The effective withholding tax rate is obtained by dividing the amount withheld by the amount of income.
Effective withholding tax rate = 226/2500= 0.0904 (9.04%).
In this case, we'll use table I ("Unmarried with no dependants or married, two holders") and apply the values in line 3. The rate to be considered is no longer 18%, but 30%, at the employee's option.
Thus, the marginal tax rate of 30% is applied to the monthly salary of €1,000 and the deductible amount is reduced, calculated as follows
18% x 1.4 x (1385.20 - 1000€), i.e:
Withholding tax: 1000€ x 30% - 97.07€ = 202€
The effective withholding tax rate is obtained by dividing the amount withheld by the income.
Effective withholding tax rate = 202/1000 = 20.2%.
In this case, we'll use Table I ("Unmarried, no dependants, or married, two holders"), using the variables in row 5.
The marginal tax rate of 26% is therefore applied to the monthly salary of €1,385.99, minus the amount to be withheld and an additional amount for each dependent:
Withholding tax: (1385.99€ x 26%) - 186.66€ - (2 x 21.43€) = 130€.
The effective withholding tax rate is obtained by dividing the withholding tax amount by the income amount.
Effective withholding tax rate = 130/1385.99 = 9.37%.
In this scenario, we will apply Table II ("Unmarried with one or more dependants"), with the values in line 5. However, as there are three dependants, the maximum marginal tax rate is reduced by 1% and becomes 25% instead of 26%.

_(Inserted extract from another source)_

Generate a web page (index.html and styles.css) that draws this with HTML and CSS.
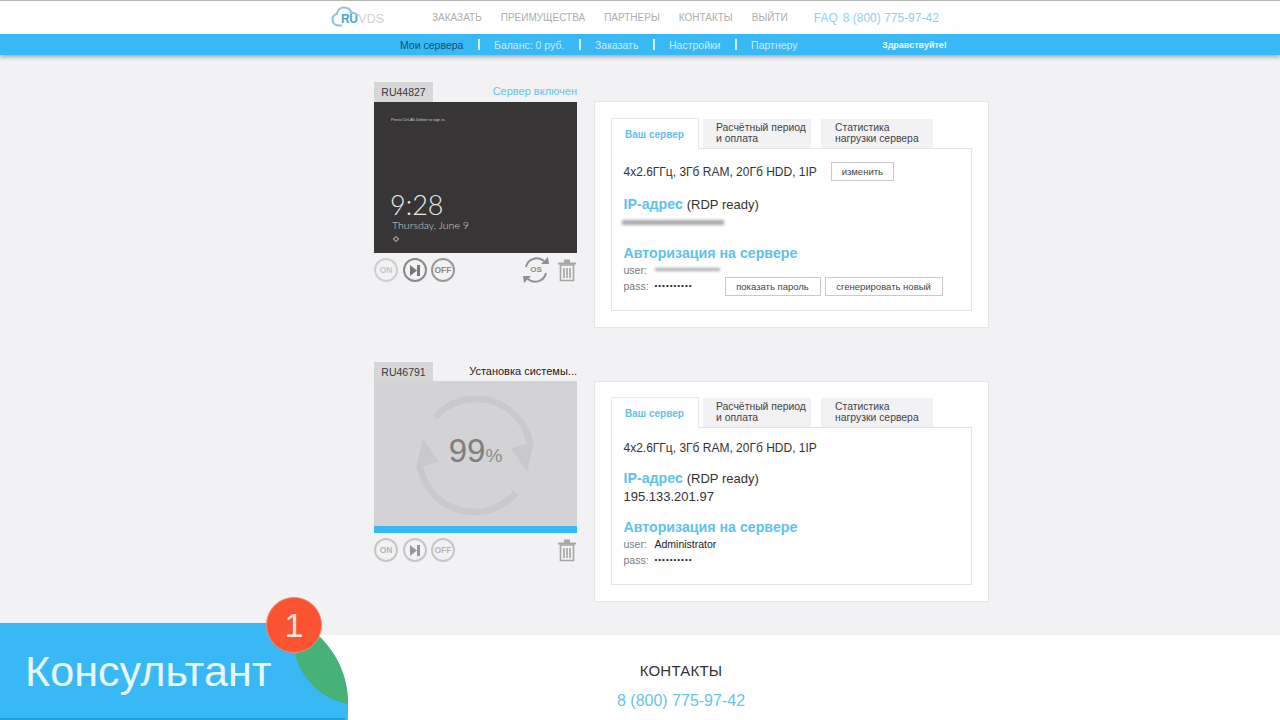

Therefore, the marginal tax rate of 25% is applied to the monthly salary of €1,385.99, minus the amount to be deducted and an additional table to be deducted for the three dependants, as follows:
Withholding tax: (1385.99€ x 25%) - 186.66€ - (3 x 34.29€) = 56€.
The effective withholding tax rate is obtained by dividing the withholding tax amount by the income amount.
Effective withholding tax = 56/1385.99 = 4%.
Note: The amounts to be withheld are whole numbers, always rounded to the nearest cent.